I've done this for single-use pipelines when built up because the nature of the data is unfamiliar. It usually starts with

   cat file | less

and then

   cat file | grep bar | less

and then

   cat file | grep bar | awk '{ print $1 }' | less

and so on.

But if it's going to be used more than once then it does seem odd to have the unnecessary commands. Maybe "advanced" awk (beyond print $1) is unknown to people?

ibotty · on June 23, 2013

if you are only doing 'print $1' you should be using cut. but whatever.

gpapilion · on June 23, 2013

Its a balance of clarity, vs efficiency. Also, I chose uniq over sort -u, for the -c option.

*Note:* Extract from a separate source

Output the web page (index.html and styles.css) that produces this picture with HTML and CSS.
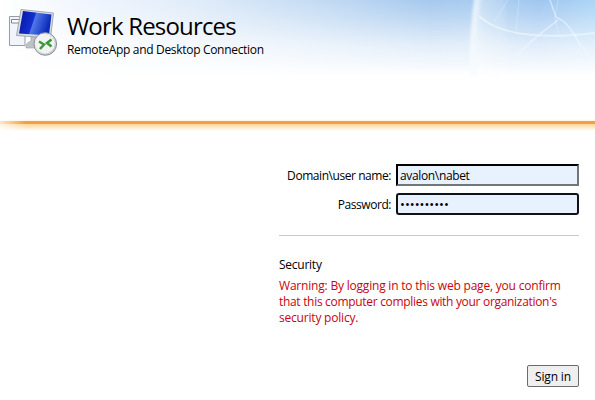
FILE: index.html
```html
<!DOCTYPE html>
<html lang="en">
<head>
  <meta charset="UTF-8">
  <title>RemoteApp and Desktop Connection</title>
  <link rel="stylesheet" href="styles.css">
</head>
<body>

<header class="banner">
  <svg class="globe" width="135" height="80" viewBox="0 0 135 80" fill="none" stroke="#f2faff">
    <defs>
      <linearGradient id="rim" x1="0" x2="1" y1="0" y2="0">
        <stop offset="0" stop-color="#fff" stop-opacity=".6"/>
        <stop offset=".3" stop-color="#fff" stop-opacity=".3"/>
        <stop offset="1" stop-color="#fff" stop-opacity="0"/>
      </linearGradient>
    </defs>
    <path class="soft" d="M15 -5Q9 32 10 80H58Q42 32 47 -5Z" fill="url(#rim)" stroke="none"/>
    <path class="soft" d="M18 -5Q12 32 14 76" stroke-width="6" stroke-opacity=".5"/>
    <g class="lines">
      <path d="M19 16C38 34 76 40 135 33" stroke-width="1.8" stroke-opacity=".6"/>
      <path d="M49 65C62 48 76 37 98 20M90 0L96 17Q107 22 113 33Q122 48 135 63" stroke-width="1.7" stroke-opacity=".5"/>
      <path d="M98 0L95 18L99 37M59 0L56 33M48 0L34 22M114 31L121 52" stroke-width="1.2" stroke-opacity=".25"/>
    </g>
  </svg>

  <svg class="logo" width="50" height="50" viewBox="0 0 50 50">
    <defs>
      <linearGradient id="screen" x1="0" x2="1" y1="0" y2=".25">
        <stop offset="0" stop-color="#0414a0"/>
        <stop offset=".5" stop-color="#1430d0"/>
        <stop offset=".53" stop-color="#5078e8"/>
        <stop offset="1" stop-color="#0a2cba"/>
      </linearGradient>
      <linearGradient id="metal" x1="0" x2="1" y1="0" y2="1">
        <stop offset="0" stop-color="#fff"/>
        <stop offset="1" stop-color="#b9bec4"/>
      </linearGradient>
    </defs>
    <path d="M1.500 8.500H17V37.500H1.500Z" fill="#f1f4f8" stroke="#969ca8"/>
    <path d="M3.500 11.500H12V15H3.500Z" fill="#fff" stroke="#7e8694"/>
    <path d="M23 28L31 30L32 40H18Q17 35 23 33Z" fill="#bec2c7" stroke="#9b9fa5" stroke-width=".6"/>
    <path d="M13 1.500L45.500 5L42.500 30L8.500 27.500Z" fill="#d9dde3" stroke="#9299a5" stroke-width=".8"/>
    <path d="M15 3L43.500 6.500L41 27.500L11 25.500Z" fill="url(#screen)"/>
    <circle cx="37.300" cy="36" r="11.300" fill="url(#metal)" stroke="#8b9096"/>
    <circle cx="37.300" cy="36" r="9.300" fill="#f1f2f2"/>
    <path d="M31 33.500L36 36.500L32 41M43.500 31.500L39 35L43.500 38.500" fill="none" stroke="#38983a" stroke-width="2.500"/>
  </svg>

  <div class="titles">
    <h1>Work Resources</h1>
    <p>RemoteApp and Desktop Connection</p>
  </div>
</header>
<div class="stripe"></div>

<form class="login" onsubmit="return false">
  <div class="row">
    <label for="user">Domain\user name:</label>
    <input class="user" id="user" type="text" value="avalon\nabet">
  </div>
  <div class="row">
    <label for="pass">Password:</label>
    <input class="pass" id="pass" type="password" value="0123456789">
  </div>

  <hr>

  <h2>Security</h2>
  <p class="warning">
    Warning: By logging in to this web page, you confirm<br>
    <span class="tight">that this computer complies with your organization's</span><br>
    security policy.
  </p>

  <button type="submit">Sign in</button>
</form>

</body>
</html>
```
FILE: styles.css
```css
* {
  box-sizing: border-box;
}
body {
  margin: 0;
  background: #fff;
  color: #000;
  font: 12px/16px "Segoe UI", "Open Sans", "Noto Sans", sans-serif;
  overflow: hidden;
}
h1, h2, p {
  margin: 0;
  font-weight: normal;
  white-space: nowrap;
}

/* banner */
.banner {
  position: relative;
  display: flex;
  height: 119px;
  padding: 8px 0 0 8px;
  background:
    linear-gradient(to bottom, rgba(255,255,255,0) 0, rgba(255,255,255,.2) 15px, rgba(255,255,255,.68) 45px, #fff 76px),
    linear-gradient(to right, #fff 0, #f4f8fe 60px, #dfebf9 200px, #c6dcf4 310px, #a6c9ee 430px, #a9cdf0 500px, #a0c6f0 540px, #acd5f5 595px);
}
.globe {
  position: absolute;
  top: 0;
  right: 0;
}
.soft {
  filter: blur(1.8px);
}
.lines {
  filter: blur(.4px);
}
.logo {
  flex: none;
}
.titles {
  padding-left: 9px;
}
.titles h1 {
  font-size: 24px;
  line-height: 24px;
  margin: 6px 0 4px;
  letter-spacing: -.82px;
}
.titles p {
  letter-spacing: -.31px;
}
.stripe {
  height: 15px;
  background: linear-gradient(to bottom, #fff 0, #fef3e2 2px, #f49f43 2px, #f49f43 5px, #fdd69b 5px, #fee7c3 8px, #fff 12px);
  -webkit-mask-image: linear-gradient(to right, rgba(0,0,0,.25), #000 26px);
  mask-image: linear-gradient(to right, rgba(0,0,0,.25), #000 26px);
}

/* sign in form */
.login {
  width: 300px;
  margin: 30px 0 0 279px;
}
.row {
  display: flex;
  justify-content: flex-end;
  align-items: center;
  height: 22px;
  margin-bottom: 7px;
}
.row label {
  margin-right: 5px;
  padding-top: 2px;
  letter-spacing: -.44px;
  white-space: nowrap;
}
input {
  width: 183px;
  height: 22px;
  padding: 0 2px;
  border: 2px inset #767676;
  background: #e8f2fe;
  color: #000;
  font: inherit;
  outline: none;
}
.user {
  border-color: #202328 #737679 #737679 #202328;
  letter-spacing: -.35px;
}
.pass {
  border: 2px solid #101218;
  border-radius: 3px;
  font-size: 13px;
}
hr {
  height: 1px;
  margin: 20px 0 21px;
  border: 0;
  background: #c9c9c9;
}
h2 {
  font-size: 12px;
  line-height: 16px;
  margin-bottom: 5px;
  letter-spacing: -.25px;
}
.warning {
  color: #c8040c;
  letter-spacing: -.2px;
}
.tight {
  letter-spacing: -.31px;
}
button {
  display: block;
  width: 52px;
  height: 22px;
  margin: 39px 0 0 auto;
  padding: 1px 0 0;
  border: 1px solid #6b6b6b;
  border-radius: 2px;
  background: #efefef;
  color: #000;
  font: inherit;
  letter-spacing: -.15px;
  white-space: nowrap;
}
```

That being said, point well made.

e12e · on June 23, 2013

Well, I often do:

    cat some.log | awk '/regexp/ { print $2}' | sort| uniq

Then tweak that line to get what I want, then change it to:

    zcat some.log*| ...

jonjenk · on June 23, 2013

There is a great wiki book on this subject.

http://en.wikibooks.org/wiki/Ad_Hoc_Data_Analysis_From_The_U...

pessimizer · on June 23, 2013

Hopefully you've already submitted this, because I'm about to. Looks great.

steffan · on June 23, 2013

I believe the word you want is 'Glean'